TCS Daily

A Tale of Two Pension Systems

By Noel Sheppard - January 28, 2005 12:00 AM

This past December, outgoing California Public Employees' Retirement System President Sean Harrigan, along with many of his fellow trustees, voted to aggressively oppose President Bush's Social Security reform. In doing so, the board vowed to use the fund's political might -- with $178 billion in assets and 1.4 million members -- to campaign against any plan that changes the nation's retirement system.

Such opposition is quite daunting, for, as stated by the San Jose Business Journal, "When CalPERS, the nation's largest public pension fund in the country, speaks, shareholders and boards of directors listen."

But a few weeks later, according to the Business Journal Governor Schwarzenegger announced his own proposal to enact an overhaul of the very program that these folks oversee:

        "Gov. Arnold Schwarzenegger has endorsed a constitutional amendment 
        that would end pensions for state workers hired after July 1, 2007, and 
        instead offer them a defined-benefits plan. The aim is to reduce the state's 
        pension costs, which have grown from $200 million annually in 2001 to 
        $2.3 billion this year. Whether the plan would do that is a matter of debate, 
        but if the state shifts its pensions to 401(k)-like plans, it would eventually 
        put CalPERS out of business."

As one looks closely at these events, as well as the battle lines drawn over revamping the nation's two largest retirement systems, they seem inextricably linked. As California typically leads the nation in all manner of cultural, societal, and legislative trends, the success or failure of Schwarzenegger's plan might presage the outcome of the president's.

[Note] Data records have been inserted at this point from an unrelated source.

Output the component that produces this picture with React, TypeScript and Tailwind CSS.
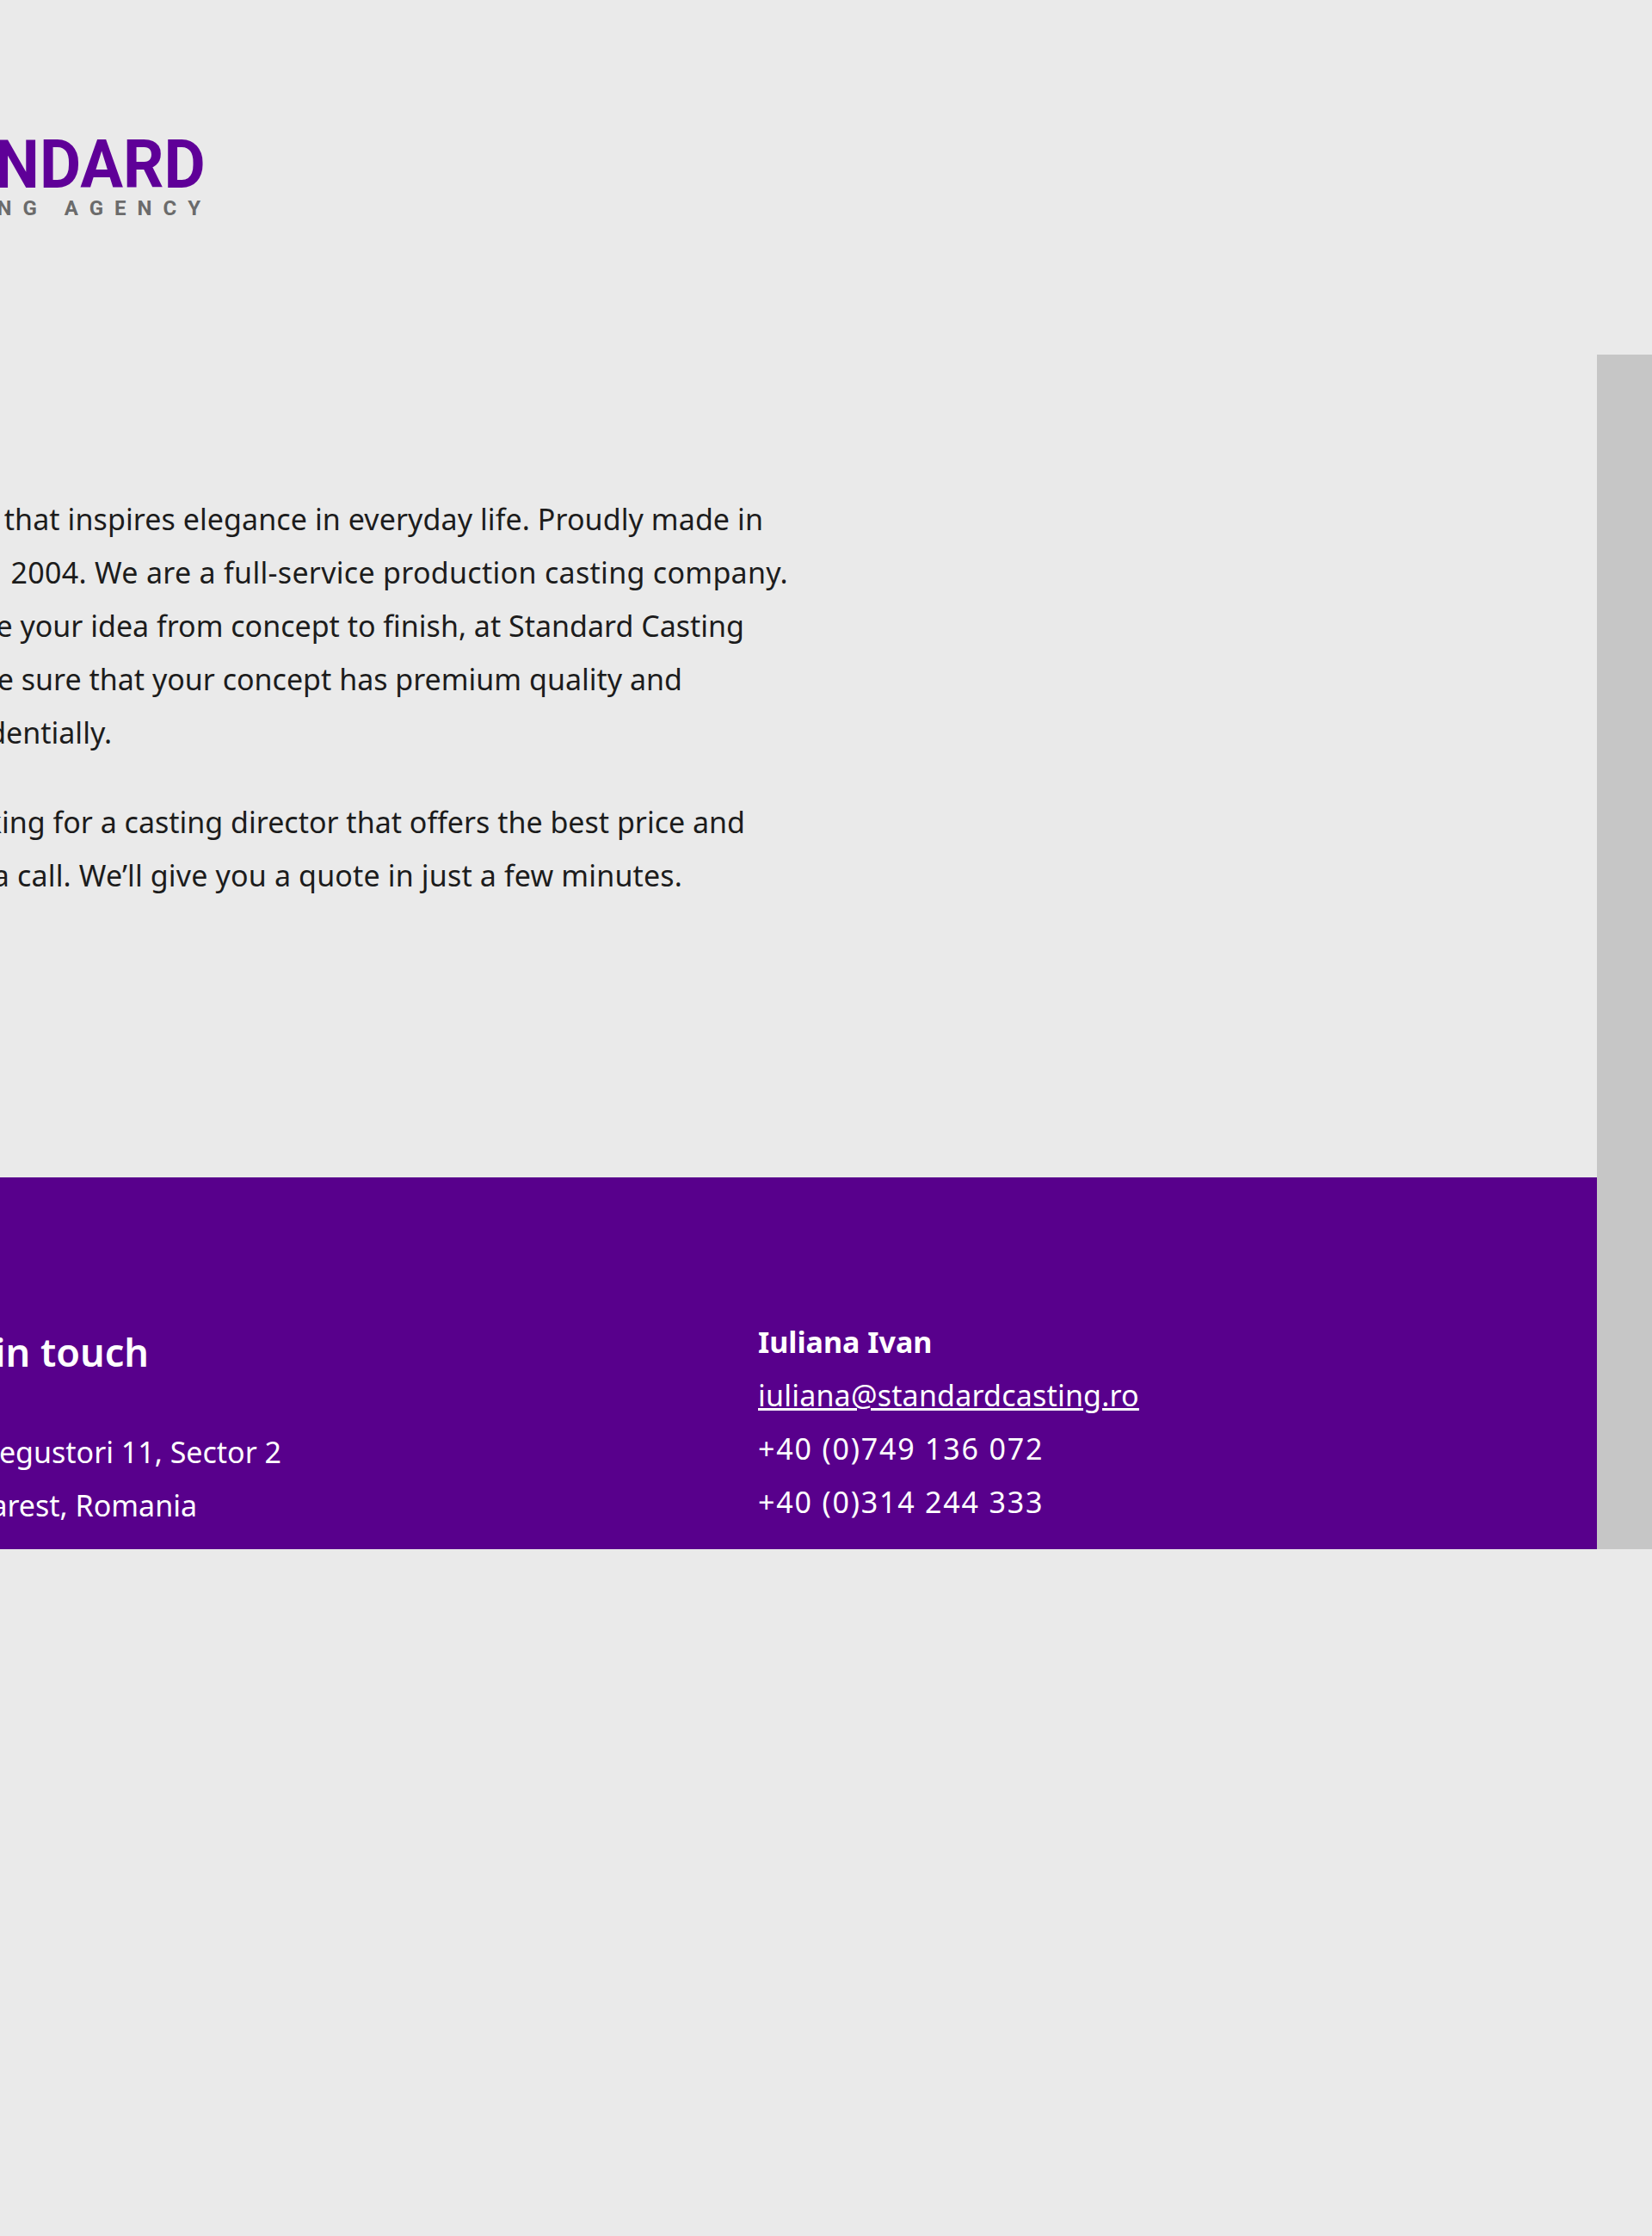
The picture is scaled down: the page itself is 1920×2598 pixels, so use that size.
const bodyFont = "font-['Noto_Sans',sans-serif]";

// one line of copy, its right end is fixed and the start may run off the left side
function Line({ width, children }: { width: string; children: React.ReactNode }) {
  return <div className={`flex justify-end whitespace-nowrap ${width}`}>{children}</div>;
}

function Logo() {
  return (
    <div className="h-[412px] pt-[146px] font-['Roboto',sans-serif] font-bold">
      <div className="flex w-[239px] justify-end whitespace-nowrap">
        <span className="origin-right scale-x-[0.95] text-[78px] leading-[92px] text-[#5f0098]">STANDARD</span>
      </div>
      <div className="-mt-[10px] flex w-[233px] justify-end whitespace-nowrap">
        <span className="text-[24px] leading-[28px] tracking-[13px] -mr-[13px] text-[#6b6b6b]">CASTING AGENCY</span>
      </div>
    </div>
  );
}

function Intro() {
  return (
    <div className="h-[956px] pt-[160px] text-[34px] leading-[62px] text-[#1c1c1c]">
      <Line width="w-[887px]"><span className="tracking-[0.08px]">that inspires elegance in everyday life. Proudly made in</span></Line>
      <Line width="w-[916px]"><span className="tracking-[0.3px]">2004. We are a full-service production casting company.</span></Line>
      <Line width="w-[865px]">e your idea from concept to finish, at Standard Casting</Line>
      <Line width="w-[793px]">e sure that your concept has premium quality and</Line>
      <Line width="w-[130px]">dentially.</Line>
      <div className="h-[42px]" />
      <Line width="w-[866px]">king for a casting director that offers the best price and</Line>
      <Line width="w-[793px]"><span className="tracking-[0.15px]">a call. We’ll give you a quote in just a few minutes.</span></Line>
    </div>
  );
}

function Footer() {
  return (
    <div className="flex h-[432px] bg-[#58008c] pt-[160px] text-[34px] leading-[62px] text-white">
      <div className="w-[881px] pt-[12px]">
        <Line width="w-[173px]">
          <span className="text-[45px] font-semibold leading-[62px]">Get in touch</span>
        </Line>
        <div className="h-[54px]" />
        <Line width="w-[327px]">Negustori 11, Sector 2</Line>
        <Line width="w-[229px]">Bucharest, Romania</Line>
      </div>
      <div>
        <p className="font-bold">Iuliana Ivan</p>
        <a className="underline tracking-[0.2px]">iuliana@standardcasting.ro</a>
        <p className="tracking-[1.8px]">+40 (0)749 136 072</p>
        <p className="tracking-[1.8px]">+40 (0)314 244 333</p>
      </div>
    </div>
  );
}

export default function App() {
  return (
    <div className={`h-[2598px] w-[1920px] overflow-hidden bg-[#eaeaea] ${bodyFont}`}>
      <Logo />
      <div className="flex">
        <main className="w-[1856px]">
          <Intro />
          <Footer />
        </main>
        <aside className="w-[64px] bg-[#c6c6c6]" />
      </div>
    </div>
  );
}
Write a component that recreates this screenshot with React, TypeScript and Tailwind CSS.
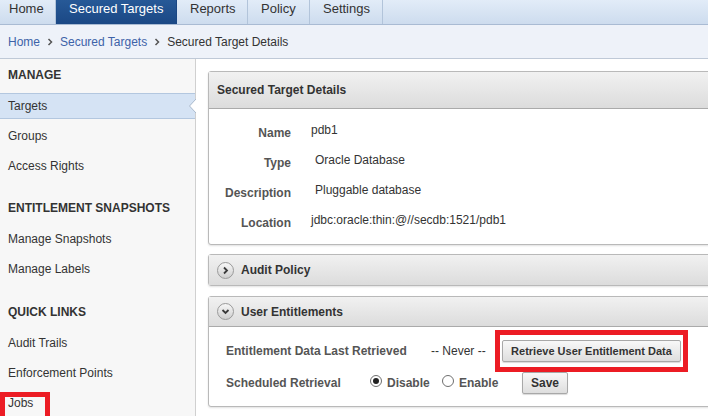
const tabs = [
  { label: 'Home', cls: 'w-[56px] pl-[9px]', active: false },
  { label: 'Secured Targets', cls: 'w-[121px] pl-[13px]', active: true },
  { label: 'Reports', cls: 'w-[71px] pl-[13px]', active: false },
  { label: 'Policy', cls: 'w-[62px] pl-[13px]', active: false },
  { label: 'Settings', cls: 'w-[73px] pl-[13px]', active: false },
];

const sections = [
  { title: 'MANAGE', cls: '', items: ['Targets', 'Groups', 'Access Rights'] },
  { title: 'ENTITLEMENT SNAPSHOTS', cls: 'mt-[11px]', items: ['Manage Snapshots', 'Manage Labels'] },
  { title: 'QUICK LINKS', cls: 'mt-[12px]', items: ['Audit Trails', 'Enforcement Points', 'Jobs'] },
];

const details = [
  { label: 'Name', value: 'pdb1', cls: 'pl-0' },
  { label: 'Type', value: 'Oracle Database', cls: 'pl-[4px]' },
  { label: 'Description', value: 'Pluggable database', cls: 'pl-[4px]' },
  { label: 'Location', value: 'jdbc:oracle:thin:@//secdb:1521/pdb1', cls: 'pl-0' },
];

function Crumb() {
  return (
    <svg width="6" height="8" viewBox="0 0 6 8" className="mx-[7px]">
      <path d="M1.5 1 L4.5 4 L1.5 7" fill="none" stroke="#555" strokeWidth="1.5" />
    </svg>
  );
}

function CircleToggle({ open }: { open: boolean }) {
  return (
    <span className="flex h-[17px] w-[17px] items-center justify-center rounded-full border border-[#9a9a9a] bg-gradient-to-b from-[#f7f7f7] to-[#cfcfcf]">
      <svg width="9" height="9" viewBox="0 0 9 9">
        {open ? (
          <path d="M1.5 3 L4.5 6 L7.5 3" fill="none" stroke="#3a3a3a" strokeWidth="1.8" />
        ) : (
          <path d="M3 1.5 L6 4.5 L3 7.5" fill="none" stroke="#3a3a3a" strokeWidth="1.8" />
        )}
      </svg>
    </span>
  );
}

function Radio({ checked }: { checked: boolean }) {
  return (
    <span className="mb-[5px] flex h-[12px] w-[12px] items-center justify-center rounded-full border border-[#6f6f6f] bg-white">
      {checked && <span className="h-[6px] w-[6px] rounded-full bg-[#222]" />}
    </span>
  );
}

export default function App() {
  return (
    <div className="flex h-[416px] w-[708px] flex-col overflow-hidden bg-white font-['Liberation_Sans',Arial,sans-serif] text-[12px] text-[#333]">
      {/* tabs */}
      <div className="flex h-[25px] shrink-0 border-b border-[#a9bbd3] bg-gradient-to-b from-[#e2ecf8] to-[#cddcee]">
        {tabs.map((t) => (
          <div
            key={t.label}
            className={`${t.cls} flex h-full items-start border-r pt-[1px] text-[13px] leading-[16px] ${
              t.active
                ? 'border-[#1a4683] bg-gradient-to-b from-[#275997] to-[#1b4885] text-white'
                : 'border-[#b2c4da] text-[#333]'
            }`}
          >
            {t.label}
          </div>
        ))}
      </div>

      {/* breadcrumb */}
      <div className="flex h-[34px] shrink-0 items-center border-b border-[#bfc9d7] bg-[#eef2f9] pl-[8px]">
        <span className="text-[#3d62a8]">Home</span>
        <Crumb />
        <span className="text-[#3d62a8]">Secured Targets</span>
        <Crumb />
        <span>Secured Target Details</span>
      </div>

      <div className="flex min-h-0 flex-1">
        {/* sidebar */}
        <div className="w-[196px] shrink-0 border-r border-[#d0d0d0] bg-[#f7f7f7]">
          {sections.map((s) => (
            <div key={s.title} className={s.cls}>
              <div className="flex h-[32px] items-center pl-[8px] font-bold">{s.title}</div>
              {s.items.map((item) =>
                item === 'Targets' ? (
                  <div
                    key={item}
                    className="relative my-[2px] flex h-[26px] items-center border-y border-[#b3c7df] bg-[#d5e3f4] pl-[8px]"
                  >
                    {item}
                    <svg width="7" height="14" viewBox="0 0 7 14" className="absolute right-[-1px] top-[5px]">
                      <polygon points="7,0 0.5,7 7,14" fill="#fff" />
                      <polyline points="7,0 0.5,7 7,14" fill="none" stroke="#a9b9cc" strokeWidth="1" />
                    </svg>
                  </div>
                ) : (
                  <div key={item} className="relative flex h-[30px] items-center pl-[8px]">
                    {item}
                    {item === 'Jobs' && (
                      <span className="absolute left-0 top-[4px] h-[30px] w-[50px] border-[5px] border-[#ec1c24]" />
                    )}
                  </div>
                )
              )}
            </div>
          ))}
        </div>

        {/* main */}
        <div className="min-w-0 flex-1 overflow-hidden pl-[12px] pt-[12px]">
          <div className="w-[540px] rounded-[3px] border border-[#b9b9b9] bg-white shadow-[0_1px_2px_rgba(0,0,0,0.12)]">
            <div className="flex h-[37px] items-center border-b border-[#aaaaaa] bg-gradient-to-b from-[#f1f1f1] to-[#dcdcdc] pl-[8px] font-bold">
              Secured Target Details
            </div>
            <div className="pb-[7px] pt-[8px]">
              {details.map((d) => (
                <div key={d.label} className="flex h-[30px] items-center">
                  <span className="mt-[1px] w-[82px] text-right font-bold text-[#555]">{d.label}</span>
                  <span className={`ml-[20px] mb-[4px] ${d.cls}`}>{d.value}</span>
                </div>
              ))}
            </div>
          </div>

          <div className="mt-[9px] w-[540px] rounded-[3px] border border-[#b9b9b9] shadow-[0_1px_2px_rgba(0,0,0,0.12)]">
            <div className="flex h-[30px] items-center gap-[7px] bg-gradient-to-b from-[#f1f1f1] to-[#dcdcdc] pl-[8px] font-bold">
              <CircleToggle open={false} />
              Audit Policy
            </div>
          </div>

          <div className="mt-[10px] w-[540px] rounded-[3px] border border-[#b9b9b9] bg-white shadow-[0_1px_2px_rgba(0,0,0,0.12)]">
            <div className="flex h-[30px] items-center gap-[7px] border-b border-[#aaaaaa] bg-gradient-to-b from-[#f1f1f1] to-[#dcdcdc] pl-[8px] font-bold">
              <CircleToggle open={true} />
              User Entitlements
            </div>
            <div className="pb-[11px] pl-[17px] pt-[12px]">
              <div className="flex h-[24px] items-center">
                <span className="w-[205px] font-bold text-[#555]">Entitlement Data Last Retrieved</span>
                <span className="w-[71px]">-- Never --</span>
                <span className="relative">
                  <button className="flex h-[22px] w-[179px] items-center justify-center rounded-[2px] border border-[#a8a8a8] bg-gradient-to-b from-[#f8f8f8] to-[#dedede] text-[11px] font-bold text-[#333] shadow-[0_1px_1px_rgba(0,0,0,0.15)]">
                    Retrieve User Entitlement Data
                  </button>
                  <span className="absolute -bottom-[10px] -left-[7px] -right-[7px] -top-[10px] border-[5px] border-[#ec1c24]" />
                </span>
              </div>
              <div className="mt-[8px] flex h-[24px] items-center">
                <span className="w-[144px] font-bold text-[#555]">Scheduled Retrieval</span>
                <span className="flex w-[72px] items-center gap-[5px]">
                  <Radio checked={true} />
                  <span className="font-bold text-[#555]">Disable</span>
                </span>
                <span className="flex w-[80px] items-center gap-[5px]">
                  <Radio checked={false} />
                  <span className="font-bold text-[#555]">Enable</span>
                </span>
                <button className="flex h-[22px] w-[46px] items-center justify-center rounded-[2px] border border-[#a8a8a8] bg-gradient-to-b from-[#f8f8f8] to-[#dedede] font-bold text-[#333] shadow-[0_1px_1px_rgba(0,0,0,0.15)]">
                  Save
                </button>
              </div>
            </div>
          </div>
        </div>
      </div>
    </div>
  );
}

As recently stated by New York Times columnist John Broder:

        "The outcome of the vote in California, pension experts and political 
        analysts say, will not only have an impact on the state pension system, 
        but will also provide an important marker of public opinion on proposed 
        changes to Social Security."

Supporting Broder's view is Stephen Moore, the president of the political action committee, the Free Enterprise Fund. According to the Times:

        "Mr. Moore, who has advised Mr. Schwarzenegger on economic policy 
        and participated in an independent audit of state finances last year, 
        said that California tends to lead the nation on social policy. If California 
        moves from a traditional defined-benefit pension plan to a 401(k)-style 
        defined contribution plan, the nation is likely to follow, he said

Schwarzenegger's proposal has strong Republican support in Sacramento, for the day after his announcement, Assemblyman Keith Richman (R-Northridge) introduced legislation that would require state and local workers hired after July 1, 2007 to only be eligible for 401(k) plans.

In addition, the Howard Jarvis Taxpayers Association -- the powerful anti-taxation lobby named after the creator of California's sweeping 1978 property tax reform, Proposition 13 -- is crafting an initiative that would bring this matter to a statewide vote.

The thought of this issue being put on the ballot thereby allowing Californians to dictate the future of the state's pension plan without the legislature running interference must be keeping CalPERS officials awake at night. Surely none of them wants to battle the highly popular and charismatic Governator at the polls where he has been hugely successful in his brief stint in office.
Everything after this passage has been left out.